When I was in the Second Standard or so and we were introduced to the caste system, I think it was in Social Studies that we studied it, I came home wanting to know what my caste was. To which my mother simply answered, “Caste is over in India.” I was told to pick any caste, as if we could just pick from some available options! I don’t remember what I finally picked but I do remember going back to my maternal grandfather to listen to his story of Partition. His story was my comfort place to go back to; I did not want to decide on a caste when I could listen to a true story instead. My grandfather never talked about Partition from the point of view that Muslims are ‘bad’ and Hindus are ‘good’, but rather he explained how a geographical line changed neighbours overnight. To my seven-year-old self, the story had the makings of suspense, drama, survival, and bravery.
The story about Partition was always about people missing their ‘home’ and making a life in a new place. My grandparents’ memories of that time seeped into my life as a keepsake, forming my own idea of the city where I lived. I never fully felt like I belonged to Delhi. I felt like someone who didn’t belong anywhere; my home was always missing.
What did it mean to be part of Delhi? For the most part it entailed becoming someone I was not, nor aspired to be. It was a body, a look, and colour of skin, mannerism, and friends. It was always a struggle to fit in.
Memory is a funny thing; it both makes you and distorts you. In his novel The Book of Laughter and Forgetting, Milan Kundera famously wrote, “The struggle of man against power is the struggle of memory against forgetting.”
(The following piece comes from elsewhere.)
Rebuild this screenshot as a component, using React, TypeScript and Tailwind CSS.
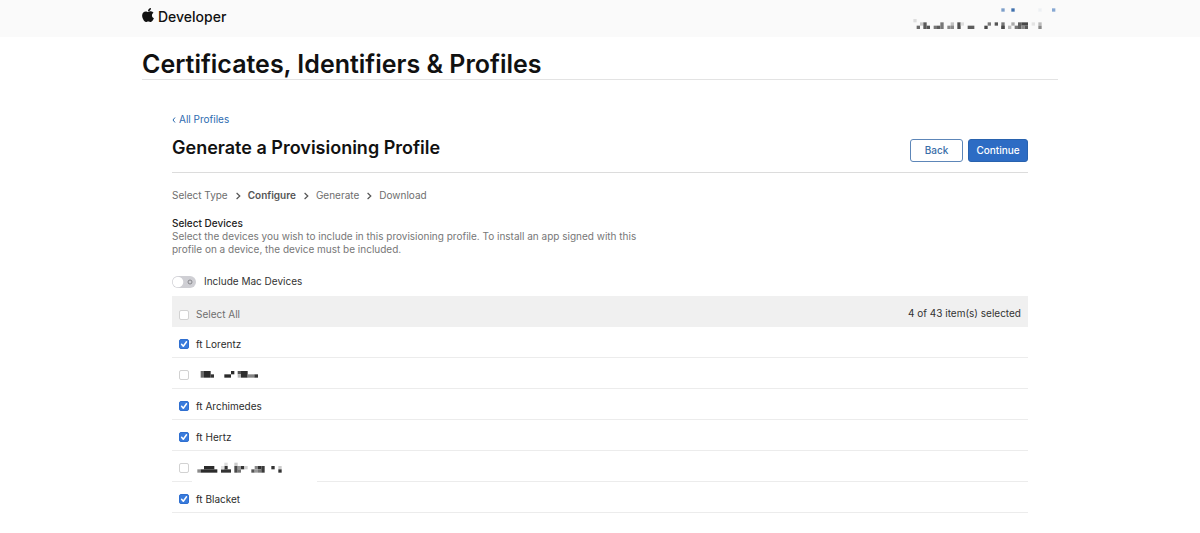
import { useState } from "react";

type Block = [x: number, y: number, w: number, h: number, fill: string];

const ACCOUNT_BLOCKS: Block[] = [
  [40, 57, 10, 10, "#dedede"], [50, 77, 10, 10, "#6b6b6b"], [60, 67, 10, 10, "#c9c9c9"],
  [70, 67, 10, 20, "#5a5a5a"], [80, 77, 10, 10, "#555555"], [101, 77, 10, 10, "#777777"],
  [111, 77, 10, 10, "#5c5c5c"], [121, 67, 10, 20, "#777777"], [142, 77, 10, 10, "#888888"],
  [152, 67, 10, 20, "#c4c4c4"], [152, 77, 10, 10, "#8a8a8a"], [172, 67, 10, 20, "#505050"],
  [182, 67, 10, 10, "#dddddd"], [203, 77, 20, 10, "#5c5c5c"], [253, 77, 10, 10, "#484848"],
  [263, 67, 10, 10, "#7a7a7a"], [284, 67, 10, 10, "#555555"], [304, 67, 10, 20, "#777777"],
  [304, 77, 10, 10, "#4a4a4a"], [324, 77, 10, 10, "#bbbbbb"], [334, 67, 10, 10, "#aaaaaa"],
  [344, 77, 10, 10, "#777777"], [354, 67, 10, 20, "#606060"], [364, 67, 20, 10, "#484848"],
  [364, 77, 10, 10, "#888888"], [374, 77, 10, 10, "#5a5a5a"], [395, 67, 10, 10, "#e4e4e4"],
  [415, 67, 10, 10, "#bbbbbb"], [415, 77, 10, 10, "#888888"],
  [304, 25, 10, 10, "#7d9fc9"], [334, 25, 10, 10, "#3f70ad"], [415, 25, 10, 10, "#edf0f3"],
  [456, 25, 10, 10, "#86a8d3"],
];

const SECOND_BLOCKS: Block[] = [
  [14, 0, 10, 20, "#6a6a6a"], [24, 0, 20, 20, "#2b2b2b"], [44, 10, 10, 10, "#333333"],
  [85, 10, 20, 10, "#2b2b2b"], [105, 0, 10, 10, "#2b2b2b"], [125, 0, 10, 10, "#555555"],
  [125, 10, 10, 10, "#b5b5b5"], [135, 0, 20, 20, "#2e2e2e"], [155, 10, 20, 10, "#848484"],
  [175, 10, 11, 10, "#333333"],
];

const FIFTH_BLOCKS: Block[] = [
  [4, 22, 10, 10, "#8a8a8a"], [14, 22, 50, 10, "#2b2b2b"], [24, 12, 31, 10, "#2b2b2b"],
  [75, 22, 30, 10, "#333333"], [85, 12, 10, 10, "#333333"], [85, 2, 10, 10, "#dddddd"],
  [75, 12, 10, 10, "#e0e0e0"], [115, 2, 10, 10, "#cccccc"], [115, 12, 10, 20, "#4a4a4a"],
  [125, 12, 10, 10, "#999999"], [125, 22, 10, 10, "#777777"], [135, 12, 10, 10, "#333333"],
  [145, 12, 10, 10, "#d0d0d0"], [166, 22, 10, 10, "#555555"], [176, 12, 10, 10, "#888888"],
  [176, 22, 10, 10, "#999999"], [186, 12, 10, 10, "#333333"], [186, 22, 10, 10, "#777777"],
  [196, 12, 10, 20, "#3a3a3a"], [226, 12, 10, 10, "#333333"], [247, 12, 10, 10, "#cccccc"],
  [247, 22, 10, 10, "#333333"],
];

function Blocks({ blocks }: { blocks: Block[] }) {
  return (
    <>
      {blocks.map(([x, y, w, h, fill], i) => (
        <rect key={i} x={x} y={y} width={w} height={h} fill={fill} />
      ))}
    </>
  );
}

function AppleLogo() {
  return (
    <svg viewBox="0 32 384 448" className="h-[14px] w-3" fill="currentColor" aria-hidden="true">
      <path d="M318.700 268.700c-.2-36.700 16.400-64.400 50-84.800-18.800-26.900-47.200-41.700-84.700-44.600-35.500-2.800-74.300 20.700-88.500 20.700-15 0-49.400-19.700-76.400-19.700C63.300 141.200 4 184.800 4 273.500q0 39.300 14.400 81.200c12.800 36.700 59 126.700 107.200 125.200 25.200-.6 43-17.900 75.800-17.900 31.800 0 48.300 17.900 76.400 17.900 48.600-.7 90.400-82.500 102.600-119.300-65.200-30.700-61.700-90-61.700-91.900zm-56.600-164.200c27.300-32.400 24.800-61.900 24-72.500-24.100 1.400-52 16.400-67.900 34.900-17.500 19.800-27.800 44.300-25.600 71.900 26.100 2 49.900-11.400 69.500-34.300z" />
    </svg>
  );
}

function Chevron() {
  return (
    <svg viewBox="0 0 6 8" className="mx-[7px] h-2 w-[6px]" fill="none" stroke="#555" strokeWidth="1.2" aria-hidden="true">
      <path d="M1.600 1 4.800 4 1.600 7" />
    </svg>
  );
}

function CheckBox({ id, checked, onChange }: { id: string; checked: boolean; onChange: () => void }) {
  return (
    <span className="grid size-[10px] shrink-0">
      <input
        id={id}
        type="checkbox"
        checked={checked}
        onChange={onChange}
        className="col-start-1 row-start-1 size-[10px] appearance-none rounded-[2px] border border-[#d2d2d2] bg-white checked:border-[#2f6fd0] checked:bg-[#397bdc]"
      />
      {checked && (
        <svg viewBox="0 0 10 10" className="pointer-events-none col-start-1 row-start-1 size-[10px]" fill="none" stroke="white" strokeWidth="1.5" strokeLinecap="round" strokeLinejoin="round" aria-hidden="true">
          <path d="M2.600 5.200 4.300 7.200 7.500 2.800" />
        </svg>
      )}
    </span>
  );
}

type Device = { id: string; name?: string; blocks?: Block[]; selected: boolean };

const DEVICES: Device[] = [
  { id: "lorentz", name: "ft Lorentz", selected: true },
  { id: "device-2", blocks: SECOND_BLOCKS, selected: false },
  { id: "archimedes", name: "ft Archimedes", selected: true },
  { id: "hertz", name: "ft Hertz", selected: true },
  { id: "device-5", blocks: FIFTH_BLOCKS, selected: false },
  { id: "blacket", name: "ft Blacket", selected: true },
];

const STEPS = ["Select Type", "Configure", "Generate", "Download"];

export default function App() {
  const [devices, setDevices] = useState(DEVICES);
  const [includeMac, setIncludeMac] = useState(false);
  const count = devices.filter((d) => d.selected).length;
  const all = count === devices.length;

  return (
    <div className="min-h-screen bg-white font-['Inter','Liberation_Sans',sans-serif] text-[10px] leading-[13px] text-[#333]">
      <header className="bg-[#fafafa]">
        <div className="mx-auto flex h-[37px] max-w-[916px] items-start justify-between">
          <a href="#" className="flex items-start gap-1 pt-2 text-[14px] leading-[18px] font-medium text-[#111]">
            <AppleLogo />
            Developer
          </a>
          <svg viewBox="0 0 474 111" className="h-[37px] w-[158px]" role="img" aria-label="Account">
            <Blocks blocks={ACCOUNT_BLOCKS} />
          </svg>
        </div>
      </header>

      <main className="mx-auto max-w-[916px]">
        <h1 className="border-b border-[#e3e3e3] pt-3 text-[25px] leading-[30px] font-semibold text-[#111]">
          Certificates, Identifiers &amp; Profiles
        </h1>

        <div className="px-[30px] pt-[33px]">
          <a href="#" className="inline-flex items-center gap-[3px] text-[#2d6bb0]">
            <svg viewBox="0 0 4 6" className="mt-px h-[6px] w-1" fill="none" stroke="currentColor" aria-hidden="true">
              <path d="M3 .5 1 3 3 5.500" />
            </svg>
            All Profiles
          </a>

          <div className="flex items-start justify-between border-b border-[#dcdcdc] pt-2.5 pb-2.5">
            <h2 className="pb-0.5 text-[18px] leading-6 font-semibold text-[#111]">Generate a Provisioning Profile</h2>
            <div className="flex gap-[5px] self-end">
              <button type="button" className="h-[23px] w-[53px] rounded-[3px] border border-[#5d86b8] bg-white font-medium text-[#3a6ea8]">
                Back
              </button>
              <button type="button" className="h-[23px] w-[60px] rounded-[3px] border border-[#2862ae] bg-[#2d6cc4] font-medium text-white">
                Continue
              </button>
            </div>
          </div>

          <ol className="flex items-center pt-4 text-[#6e6e6e]">
            {STEPS.map((step, i) => (
              <li key={step} className="flex items-center">
                {i > 0 && <Chevron />}
                <span className={step === "Configure" ? "font-semibold text-[#555]" : ""}>{step}</span>
              </li>
            ))}
          </ol>

          <section className="max-w-[475px] pt-[15px]">
            <h3 className="font-medium text-[#222]">Select Devices</h3>
            <p className="text-[#777]">
              Select the devices you wish to include in this provisioning profile. To install an app signed with this
              profile on a device, the device must be included.
            </p>
          </section>

          <label className="flex w-fit items-center gap-2 pt-[19px]">
            <span className="grid items-center">
              <input
                type="checkbox"
                role="switch"
                checked={includeMac}
                onChange={() => setIncludeMac(!includeMac)}
                className="col-start-1 row-start-1 h-3 w-6 appearance-none rounded-full bg-[#cfcfd4] checked:bg-[#34c759]"
              />
              <svg viewBox="0 0 24 12" className="pointer-events-none col-start-1 row-start-1 h-3 w-6" aria-hidden="true">
                <circle cx={includeMac ? 18 : 6} cy="6" r="5.300" fill="white" />
                {!includeMac && <circle cx="18" cy="6" r="2" fill="none" stroke="#77777c" strokeWidth=".8" />}
              </svg>
            </span>
            Include Mac Devices
          </label>

          <div className="mt-2 flex h-[31px] items-center justify-between bg-[#f0f0f0] px-[7px]">
            <div className="flex items-center gap-[7px] pt-1.5 text-[#6e6e6e]">
              <CheckBox
                id="select-all"
                checked={all}
                onChange={() => setDevices(devices.map((d) => ({ ...d, selected: !all })))}
              />
              <label htmlFor="select-all">Select All</label>
            </div>
            <span className="pt-1">{count} of 43 item(s) selected</span>
          </div>

          <ul>
            {devices.map((device) => (
              <li key={device.id} className="relative flex h-[31px] items-center gap-[7px] border-b border-[#ececec] px-[7px] pt-1">
                <CheckBox
                  id={device.id}
                  checked={device.selected}
                  onChange={() =>
                    setDevices(devices.map((d) => (d.id === device.id ? { ...d, selected: !d.selected } : d)))
                  }
                />
                <label htmlFor={device.id} className="text-[#2c2c2c]">
                  {device.name}
                  {device.blocks && (
                    <svg
                      viewBox={device.id === "device-5" ? "0 0 270 36" : "0 -6 270 36"}
                      className="h-3 w-[90px]"
                      role="img"
                      aria-label="Device"
                    >
                      <Blocks blocks={device.blocks} />
                    </svg>
                  )}
                </label>
                {device.id === "device-5" && <span className="absolute -bottom-px left-5 h-px w-[125px] bg-white" />}
              </li>
            ))}
          </ul>
        </div>
      </main>
    </div>
  );
}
My idea of self and body was rooted in the stories of displacement caused by Partition and not so much in the Hindu identity of the family. I never felt I belonged to one city. In Delhi, I struggled to fit my plump body, dark skin, and awkward mannerisms into the masses of confident, fair, thin, and ‘bright’ women and men. I only began to feel comfortable in my own body in Bombay. The hustle and bustle of the city made me feel that I could comfortably get lost and yet still be part of it. People focused on making a living and did not bother about the colour of my skin, the weight of my body, or my mannerisms. Maybe my comfort was tied to the liveliness of the city coupled with the fact that as an outsider in Mumbai, others did not know my caste location or privilege as they did in Delhi.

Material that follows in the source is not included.